Software Quality Attributes (SQAs)
Software Quality Attributes (SQAs) are measurable properties of a software system that define its quality, typically expressed as non-functional requirements specifying how the system performs, such as performance, reliability, usability, or security. These attributes are evaluated to ensure the system meets stakeholder expectations and may be automated and asserted during development (build-time) and operations (run-time).
Software Quality Framework (SQF)
A practical approach for evaluating software quality by measuring its performance across multiple quality attributes, such as functional suitability, performance efficiency, and security. It enables systematic assessment during development and operations, often through automated testing and monitoring. Defines ownership of attributes and maps quality attributes to tools.

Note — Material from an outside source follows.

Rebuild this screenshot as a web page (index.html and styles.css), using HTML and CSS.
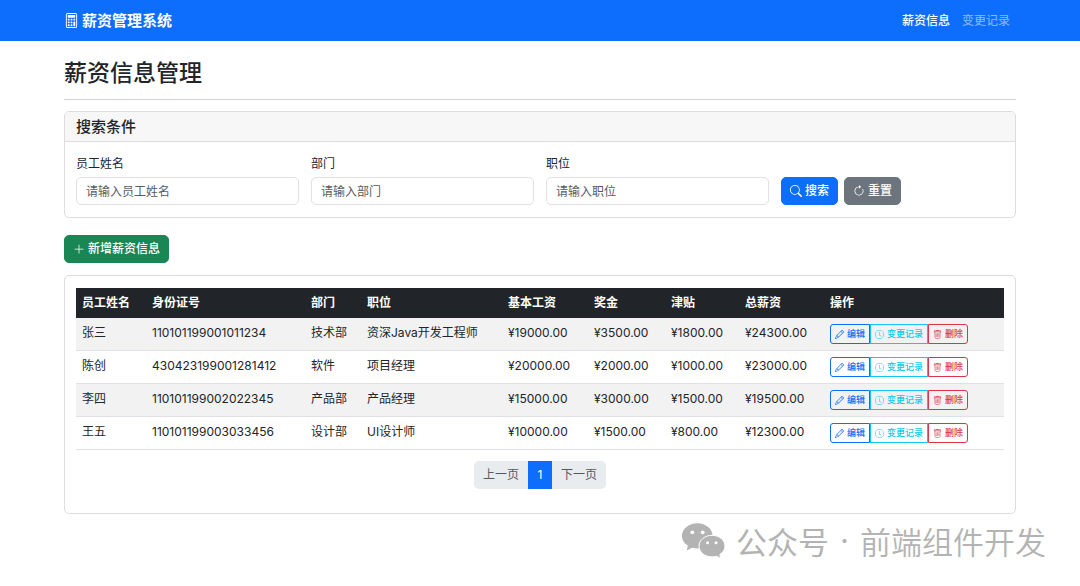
FILE: index.html
```html
<!DOCTYPE html>
<html lang="zh-CN">
<head>
    <meta charset="UTF-8">
    <meta name="viewport" content="width=device-width, initial-scale=1.0">
    <title>薪资管理系统</title>
    <link rel="stylesheet" href="styles.css">
</head>
<body>
    <!-- 图标 -->
    <svg class="sprite" aria-hidden="true">
        <symbol id="i-calculator" viewBox="0 0 16 16">
            <path d="M12 1a1 1 0 0 1 1 1v12a1 1 0 0 1-1 1H4a1 1 0 0 1-1-1V2a1 1 0 0 1 1-1zM4 0a2 2 0 0 0-2 2v12a2 2 0 0 0 2 2h8a2 2 0 0 0 2-2V2a2 2 0 0 0-2-2z"/>
            <path d="M4 2.5a.5.5 0 0 1 .5-.5h7a.5.5 0 0 1 .5.5v2a.5.5 0 0 1-.5.5h-7a.5.5 0 0 1-.5-.5zm0 4a.5.5 0 0 1 .5-.5h1a.5.5 0 0 1 .5.5v1a.5.5 0 0 1-.5.5h-1a.5.5 0 0 1-.5-.5zm0 3a.5.5 0 0 1 .5-.5h1a.5.5 0 0 1 .5.5v1a.5.5 0 0 1-.5.5h-1a.5.5 0 0 1-.5-.5zm0 3a.5.5 0 0 1 .5-.5h1a.5.5 0 0 1 .5.5v1a.5.5 0 0 1-.5.5h-1a.5.5 0 0 1-.5-.5zm3-6a.5.5 0 0 1 .5-.5h1a.5.5 0 0 1 .5.5v1a.5.5 0 0 1-.5.5h-1a.5.5 0 0 1-.5-.5zm0 3a.5.5 0 0 1 .5-.5h1a.5.5 0 0 1 .5.5v1a.5.5 0 0 1-.5.5h-1a.5.5 0 0 1-.5-.5zm0 3a.5.5 0 0 1 .5-.5h1a.5.5 0 0 1 .5.5v1a.5.5 0 0 1-.5.5h-1a.5.5 0 0 1-.5-.5zm3-6a.5.5 0 0 1 .5-.5h1a.5.5 0 0 1 .5.5v1a.5.5 0 0 1-.5.5h-1a.5.5 0 0 1-.5-.5zm0 3a.5.5 0 0 1 .5-.5h1a.5.5 0 0 1 .5.5v4a.5.5 0 0 1-.5.5h-1a.5.5 0 0 1-.5-.5z"/>
        </symbol>
        <symbol id="i-search" viewBox="0 0 16 16">
            <path d="M11.742 10.344a6.5 6.5 0 1 0-1.397 1.398h-.001q.044.06.098.115l3.85 3.85a1 1 0 0 0 1.415-1.414l-3.85-3.85a1 1 0 0 0-.115-.1zM12 6.5a5.5 5.5 0 1 1-11 0 5.5 5.5 0 0 1 11 0"/>
        </symbol>
        <symbol id="i-reset" viewBox="0 0 16 16">
            <path fill-rule="evenodd" d="M8 3a5 5 0 1 0 4.546 2.914.5.5 0 0 1 .908-.417A6 6 0 1 1 8 2z"/>
            <path d="M8 4.466V.534a.25.25 0 0 1 .41-.192l2.36 1.966c.12.1.12.284 0 .384L8.41 4.658A.25.25 0 0 1 8 4.466"/>
        </symbol>
        <symbol id="i-plus" viewBox="0 0 16 16">
            <path fill-rule="evenodd" d="M8 2a.5.5 0 0 1 .5.5v5h5a.5.5 0 0 1 0 1h-5v5a.5.5 0 0 1-1 0v-5h-5a.5.5 0 0 1 0-1h5v-5A.5.5 0 0 1 8 2"/>
        </symbol>
        <symbol id="i-pencil" viewBox="0 0 16 16">
            <path d="M12.146.146a.5.5 0 0 1 .708 0l3 3a.5.5 0 0 1 0 .708l-10 10a.5.5 0 0 1-.168.11l-5 2a.5.5 0 0 1-.65-.65l2-5a.5.5 0 0 1 .11-.168zM11.207 2.5 13.5 4.793 14.793 3.5 12.5 1.207zm1.586 3L10.5 3.207 4 9.707V10h.5a.5.5 0 0 1 .5.5v.5h.5a.5.5 0 0 1 .5.5v.5h.293zm-9.761 5.175-.106.106-1.528 3.821 3.821-1.528.106-.106A.5.5 0 0 1 5 12.5V12h-.5a.5.5 0 0 1-.5-.5V11h-.5a.5.5 0 0 1-.468-.325"/>
        </symbol>
        <symbol id="i-clock" viewBox="0 0 16 16">
            <path d="M8 3.5a.5.5 0 0 0-1 0V9a.5.5 0 0 0 .252.434l3.5 2a.5.5 0 0 0 .496-.868L8 8.71z"/>
            <path d="M8 16A8 8 0 1 0 8 0a8 8 0 0 0 0 16m7-8A7 7 0 1 1 1 8a7 7 0 0 1 14 0"/>
        </symbol>
        <symbol id="i-trash" viewBox="0 0 16 16">
            <path d="M5.5 5.5A.5.5 0 0 1 6 6v6a.5.5 0 0 1-1 0V6a.5.5 0 0 1 .5-.5m2.5 0a.5.5 0 0 1 .5.5v6a.5.5 0 0 1-1 0V6a.5.5 0 0 1 .5-.5m3 .5a.5.5 0 0 0-1 0v6a.5.5 0 0 0 1 0z"/>
            <path d="M14.5 3a1 1 0 0 1-1 1H13v9a2 2 0 0 1-2 2H5a2 2 0 0 1-2-2V4h-.5a1 1 0 0 1-1-1V2a1 1 0 0 1 1-1H6a1 1 0 0 1 1-1h2a1 1 0 0 1 1 1h3.5a1 1 0 0 1 1 1zM4.118 4 4 4.059V13a1 1 0 0 0 1 1h6a1 1 0 0 0 1-1V4.059L11.882 4zM2.5 3h11V2h-11z"/>
        </symbol>
    </svg>

    <nav class="navbar">
        <div class="container navbar-inner">
            <a class="brand" href="#"><svg class="icon"><use href="#i-calculator"/></svg>薪资管理系统</a>
            <div class="nav-links">
                <a class="nav-link active" href="#">薪资信息</a>
                <a class="nav-link" href="#">变更记录</a>
            </div>
        </div>
    </nav>

    <main class="container">
        <h1 class="page-title">薪资信息管理</h1>
        <hr class="divider">

        <section class="card search-card">
            <h2 class="card-header">搜索条件</h2>
            <form class="card-body search-form">
                <div class="field">
                    <label for="name">员工姓名</label>
                    <input type="text" id="name" placeholder="请输入员工姓名">
                </div>
                <div class="field">
                    <label for="department">部门</label>
                    <input type="text" id="department" placeholder="请输入部门">
                </div>
                <div class="field">
                    <label for="position">职位</label>
                    <input type="text" id="position" placeholder="请输入职位">
                </div>
                <div class="form-actions">
                    <button type="button" class="btn btn-primary"><svg class="icon"><use href="#i-search"/></svg>搜索</button>
                    <button type="reset" class="btn btn-secondary"><svg class="icon"><use href="#i-reset"/></svg>重置</button>
                </div>
            </form>
        </section>

        <button type="button" class="btn btn-success"><svg class="icon"><use href="#i-plus"/></svg>新增薪资信息</button>

        <section class="card list-card">
            <div class="card-body">
                <table class="salary-table">
                    <colgroup>
                        <col class="col-name">
                        <col class="col-id">
                        <col class="col-dept">
                        <col class="col-position">
                        <col class="col-base">
                        <col class="col-bonus">
                        <col class="col-allowance">
                        <col class="col-total">
                        <col>
                    </colgroup>
                    <thead>
                        <tr>
                            <th>员工姓名</th>
                            <th>身份证号</th>
                            <th>部门</th>
                            <th>职位</th>
                            <th>基本工资</th>
                            <th>奖金</th>
                            <th>津贴</th>
                            <th>总薪资</th>
                            <th>操作</th>
                        </tr>
                    </thead>
                    <tbody>
                        <tr>
                            <td>张三</td>
                            <td>110101199001011234</td>
                            <td>技术部</td>
                            <td>资深Java开发工程师</td>
                            <td>¥19000.00</td>
                            <td>¥3500.00</td>
                            <td>¥1800.00</td>
                            <td>¥24300.00</td>
                            <td>
                                <div class="btn-group">
                                    <button type="button" class="btn-sm edit"><svg class="icon"><use href="#i-pencil"/></svg>编辑</button>
                                    <button type="button" class="btn-sm history"><svg class="icon"><use href="#i-clock"/></svg>变更记录</button>
                                    <button type="button" class="btn-sm delete"><svg class="icon"><use href="#i-trash"/></svg>删除</button>
                                </div>
                            </td>
                        </tr>
                        <tr>
                            <td>陈创</td>
                            <td>430423199001281412</td>
                            <td>软件</td>
                            <td>项目经理</td>
                            <td>¥20000.00</td>
                            <td>¥2000.00</td>
                            <td>¥1000.00</td>
                            <td>¥23000.00</td>
                            <td>
                                <div class="btn-group">
                                    <button type="button" class="btn-sm edit"><svg class="icon"><use href="#i-pencil"/></svg>编辑</button>
                                    <button type="button" class="btn-sm history"><svg class="icon"><use href="#i-clock"/></svg>变更记录</button>
                                    <button type="button" class="btn-sm delete"><svg class="icon"><use href="#i-trash"/></svg>删除</button>
                                </div>
                            </td>
                        </tr>
                        <tr>
                            <td>李四</td>
                            <td>110101199002022345</td>
                            <td>产品部</td>
                            <td>产品经理</td>
                            <td>¥15000.00</td>
                            <td>¥3000.00</td>
                            <td>¥1500.00</td>
                            <td>¥19500.00</td>
                            <td>
                                <div class="btn-group">
                                    <button type="button" class="btn-sm edit"><svg class="icon"><use href="#i-pencil"/></svg>编辑</button>
                                    <button type="button" class="btn-sm history"><svg class="icon"><use href="#i-clock"/></svg>变更记录</button>
                                    <button type="button" class="btn-sm delete"><svg class="icon"><use href="#i-trash"/></svg>删除</button>
                                </div>
                            </td>
                        </tr>
                        <tr>
                            <td>王五</td>
                            <td>110101199003033456</td>
                            <td>设计部</td>
                            <td>UI设计师</td>
                            <td>¥10000.00</td>
                            <td>¥1500.00</td>
                            <td>¥800.00</td>
                            <td>¥12300.00</td>
                            <td>
                                <div class="btn-group">
                                    <button type="button" class="btn-sm edit"><svg class="icon"><use href="#i-pencil"/></svg>编辑</button>
                                    <button type="button" class="btn-sm history"><svg class="icon"><use href="#i-clock"/></svg>变更记录</button>
                                    <button type="button" class="btn-sm delete"><svg class="icon"><use href="#i-trash"/></svg>删除</button>
                                </div>
                            </td>
                        </tr>
                    </tbody>
                </table>

                <nav class="pagination">
                    <a class="page-link disabled" href="#">上一页</a>
                    <a class="page-link current" href="#">1</a>
                    <a class="page-link disabled" href="#">下一页</a>
                </nav>
            </div>
        </section>
    </main>

    <div class="watermark">
        <svg class="wechat" viewBox="0 0 43 36" aria-hidden="true">
            <path d="M15.3.3C6.8.3 0 5.9 0 12.9c0 4 2.2 7.4 5.8 9.7L4.8 27.6l5.3-2.8c1.7.5 3.4.7 5.2.7 8.5 0 15.3-5.6 15.3-12.600S23.800.3 15.300.3z"/>
            <path class="front" d="M30 12.3c-7.2 0-13 4.8-13 10.8s5.8 10.8 13 10.8c1.5 0 3-.2 4.300-.6l4.500 2-1-3.800c3.200-2 5.200-5 5.200-8.400 0-6-5.800-10.800-13-10.800z"/>
            <circle class="eye" cx="10.3" cy="9.3" r="1.9"/>
            <circle class="eye" cx="20.7" cy="9.3" r="1.9"/>
            <circle class="eye" cx="25.6" cy="19.7" r="1.5"/>
            <circle class="eye" cx="34" cy="19.7" r="1.5"/>
        </svg>
        <span>公众号</span>
        <span class="dot">·</span>
        <span class="account">前端组件开发</span>
    </div>
</body>
</html>
```
FILE: styles.css
```css
* { box-sizing: border-box; }
body { margin: 0; background: #fff; color: #212529; font-family: Inter, "Noto Sans CJK SC", sans-serif; font-size: 12px; line-height: 18px; }
a { text-decoration: none; }
button, input { font: inherit; }
.sprite { display: none; }
.icon { width: 12px; height: 12px; fill: currentColor; flex: none; }
.container { width: 100%; max-width: 976px; margin: 0 auto; padding: 0 12px; }

/* 导航栏 */
.navbar { background: #0d6efd; padding: 6px 0; }
.navbar-inner { display: flex; align-items: center; justify-content: space-between; min-height: 29px; }
.brand { display: flex; align-items: center; gap: 3px; color: #fff; font-size: 15px; font-weight: 700; }
.brand .icon { width: 15px; height: 15px; }
.nav-links { display: flex; }
.nav-link { padding: 0 6px; color: rgba(255,255,255,0.55); }
.nav-link.active { color: #fff; font-weight: 500; }

.page-title { margin: 19px 0 12px; font-size: 23px; line-height: 27px; font-weight: 500; }
.divider { margin: 0 0 11px; border: 0; border-top: 1px solid #d3d3d4; }

/* 卡片 */
.card { border: 1px solid #dcdddd; border-radius: 5px; background: #fff; }
.card-header { margin: 0; padding: 6px 11px; font-size: 15px; line-height: 17px; font-weight: 500; background: #f7f7f7; border-bottom: 1px solid #dcdddd; border-radius: 4px 4px 0 0; }
.card-body { padding: 12px 11px; }
.search-card { margin-bottom: 17px; }
.list-card { margin-top: 12px; }

.search-form { display: grid; grid-template-columns: repeat(4, 1fr); gap: 12px; }
.field label { display: block; margin-bottom: 3px; line-height: 20px; }
.field input { display: block; width: 100%; height: 28px; padding: 4px 9px; border: 1px solid #dee2e6; border-radius: 5px; color: #212529; }
.field input::placeholder { color: #595c5f; opacity: 1; }
.form-actions { display: flex; align-items: flex-end; gap: 6px; }

/* 按钮 */
.btn { display: inline-flex; align-items: center; gap: 3px; height: 28px; padding: 4px 8px; border: 1px solid; border-radius: 5px; color: #fff; font-weight: 500; cursor: pointer; white-space: nowrap; }
.btn-primary { background: #0d6efd; border-color: #0d6efd; }
.btn-secondary { background: #6c757d; border-color: #6c757d; }
.btn-success { display: flex; background: #198754; border-color: #198754; }

.btn-group { display: flex; }
.btn-sm { display: flex; align-items: center; gap: 3px; height: 20px; padding: 0 4px; border: 1px solid; background: transparent; font-size: 9px; font-weight: 500; cursor: pointer; white-space: nowrap; }
.btn-sm .icon { width: 9px; height: 9px; }
.btn-sm:first-child { border-radius: 3px 0 0 3px; }
.btn-sm:last-child { border-radius: 0 3px 3px 0; }
.edit { color: #0d6efd; border-color: #0d6efd; }
.history { color: #0dcaf0; border-color: #0dcaf0; }
.delete { color: #dc3545; border-color: #dc3545; }

/* 薪资表格 */
.salary-table { width: 100%; table-layout: fixed; border-collapse: separate; border-spacing: 0; }
.salary-table th, .salary-table td { padding: 6px; text-align: left; vertical-align: top; white-space: nowrap; }
.salary-table th { background: #212529; color: #fff; font-weight: 700; }
.salary-table td { height: 33px; border-bottom: 1px solid #dee2e6; }
.salary-table tbody tr:nth-child(odd) { background: #f2f2f2; }
.col-name { width: 70px; }
.col-id { width: 159px; }
.col-dept { width: 56px; }
.col-position { width: 141px; }
.col-base { width: 86px; }
.col-bonus { width: 77px; }
.col-allowance { width: 74px; }
.col-total { width: 85px; }

.pagination { display: flex; justify-content: center; margin: 11px 0 12px; }
.page-link { min-width: 24px; padding: 5px 9px; background: #e9ecef; color: #565a5f; text-align: center; }
.page-link:first-child { border-radius: 5px 0 0 5px; }
.page-link:last-child { border-radius: 0 5px 5px 0; }
.page-link.current { padding: 5px 0; background: #0d6efd; color: #fff; }

/* 水印 */
.watermark { position: absolute; right: 34px; bottom: 25px; display: flex; align-items: center; gap: 11px; color: #b3b3b3; font-family: "Noto Sans CJK SC", sans-serif; font-size: 31px; line-height: 40px; white-space: nowrap; }
.dot { font-family: Inter, sans-serif; }
.account { font-weight: 350; }
.wechat { width: 43px; height: 36px; fill: #b3b3b3; }
.wechat .front { stroke: #fff; stroke-width: 1; }
.wechat .eye { fill: #fff; }
```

Adopting industry standard language will bring huge benefits across the board. It will empower engineers to understand and own domain of Software Quality. These standards, though formal, provide clear, precise definitions - functional requirements, non-functional requirements and software quality attributes - will improve communication and enable engineers better scope work. They will enable engineers to use open-source resources/documentation and AI-driven tools more effectively to develop their understanding. Clarity of language will speed onboarding, aid design decisions, and reduce miscommunication. Ultimately, improved software quality will reduce incidents, enhances customer satisfaction, and improves the company bottom line.
Over the next few weeks I will continue this software quality deep dive and publish a practical Software Quality Framework using open-source tools.